** Supplied material **
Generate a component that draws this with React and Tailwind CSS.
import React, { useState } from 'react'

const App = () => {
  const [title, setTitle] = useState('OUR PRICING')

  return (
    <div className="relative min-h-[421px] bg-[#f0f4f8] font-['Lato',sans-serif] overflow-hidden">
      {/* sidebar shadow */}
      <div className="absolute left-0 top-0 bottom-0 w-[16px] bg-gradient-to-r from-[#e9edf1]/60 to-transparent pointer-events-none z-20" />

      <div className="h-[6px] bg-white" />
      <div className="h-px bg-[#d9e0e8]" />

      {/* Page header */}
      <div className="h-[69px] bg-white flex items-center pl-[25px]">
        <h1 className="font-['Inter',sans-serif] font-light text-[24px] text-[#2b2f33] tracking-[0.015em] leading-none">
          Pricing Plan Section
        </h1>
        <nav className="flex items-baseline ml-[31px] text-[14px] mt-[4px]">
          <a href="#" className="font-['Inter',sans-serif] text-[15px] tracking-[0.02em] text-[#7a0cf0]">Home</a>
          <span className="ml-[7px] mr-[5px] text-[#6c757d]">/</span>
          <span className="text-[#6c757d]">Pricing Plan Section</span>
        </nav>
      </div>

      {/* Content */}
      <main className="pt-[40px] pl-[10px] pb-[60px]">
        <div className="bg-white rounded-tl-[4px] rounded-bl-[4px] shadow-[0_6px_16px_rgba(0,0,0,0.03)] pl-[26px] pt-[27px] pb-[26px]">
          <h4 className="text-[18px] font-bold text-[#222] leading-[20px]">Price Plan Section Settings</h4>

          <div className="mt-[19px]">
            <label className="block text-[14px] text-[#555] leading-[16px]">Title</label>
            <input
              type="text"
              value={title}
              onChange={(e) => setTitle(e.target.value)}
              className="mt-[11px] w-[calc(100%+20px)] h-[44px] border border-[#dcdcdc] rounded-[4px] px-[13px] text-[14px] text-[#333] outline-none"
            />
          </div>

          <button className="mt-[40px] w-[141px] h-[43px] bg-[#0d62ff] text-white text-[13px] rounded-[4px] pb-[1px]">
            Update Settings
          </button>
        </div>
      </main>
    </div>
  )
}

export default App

** Work instructions **
Copy the lines from the start of the data verbatim, stopping after the line containing "Plan Section Settings</h4>".

** Solution **
Generate a component that draws this with React and Tailwind CSS.
import React, { useState } from 'react'

const App = () => {
  const [title, setTitle] = useState('OUR PRICING')

  return (
    <div className="relative min-h-[421px] bg-[#f0f4f8] font-['Lato',sans-serif] overflow-hidden">
      {/* sidebar shadow */}
      <div className="absolute left-0 top-0 bottom-0 w-[16px] bg-gradient-to-r from-[#e9edf1]/60 to-transparent pointer-events-none z-20" />

      <div className="h-[6px] bg-white" />
      <div className="h-px bg-[#d9e0e8]" />

      {/* Page header */}
      <div className="h-[69px] bg-white flex items-center pl-[25px]">
        <h1 className="font-['Inter',sans-serif] font-light text-[24px] text-[#2b2f33] tracking-[0.015em] leading-none">
          Pricing Plan Section
        </h1>
        <nav className="flex items-baseline ml-[31px] text-[14px] mt-[4px]">
          <a href="#" className="font-['Inter',sans-serif] text-[15px] tracking-[0.02em] text-[#7a0cf0]">Home</a>
          <span className="ml-[7px] mr-[5px] text-[#6c757d]">/</span>
          <span className="text-[#6c757d]">Pricing Plan Section</span>
        </nav>
      </div>

      {/* Content */}
      <main className="pt-[40px] pl-[10px] pb-[60px]">
        <div className="bg-white rounded-tl-[4px] rounded-bl-[4px] shadow-[0_6px_16px_rgba(0,0,0,0.03)] pl-[26px] pt-[27px] pb-[26px]">
          <h4 className="text-[18px] font-bold text-[#222] leading-[20px]">Price Plan Section Settings</h4>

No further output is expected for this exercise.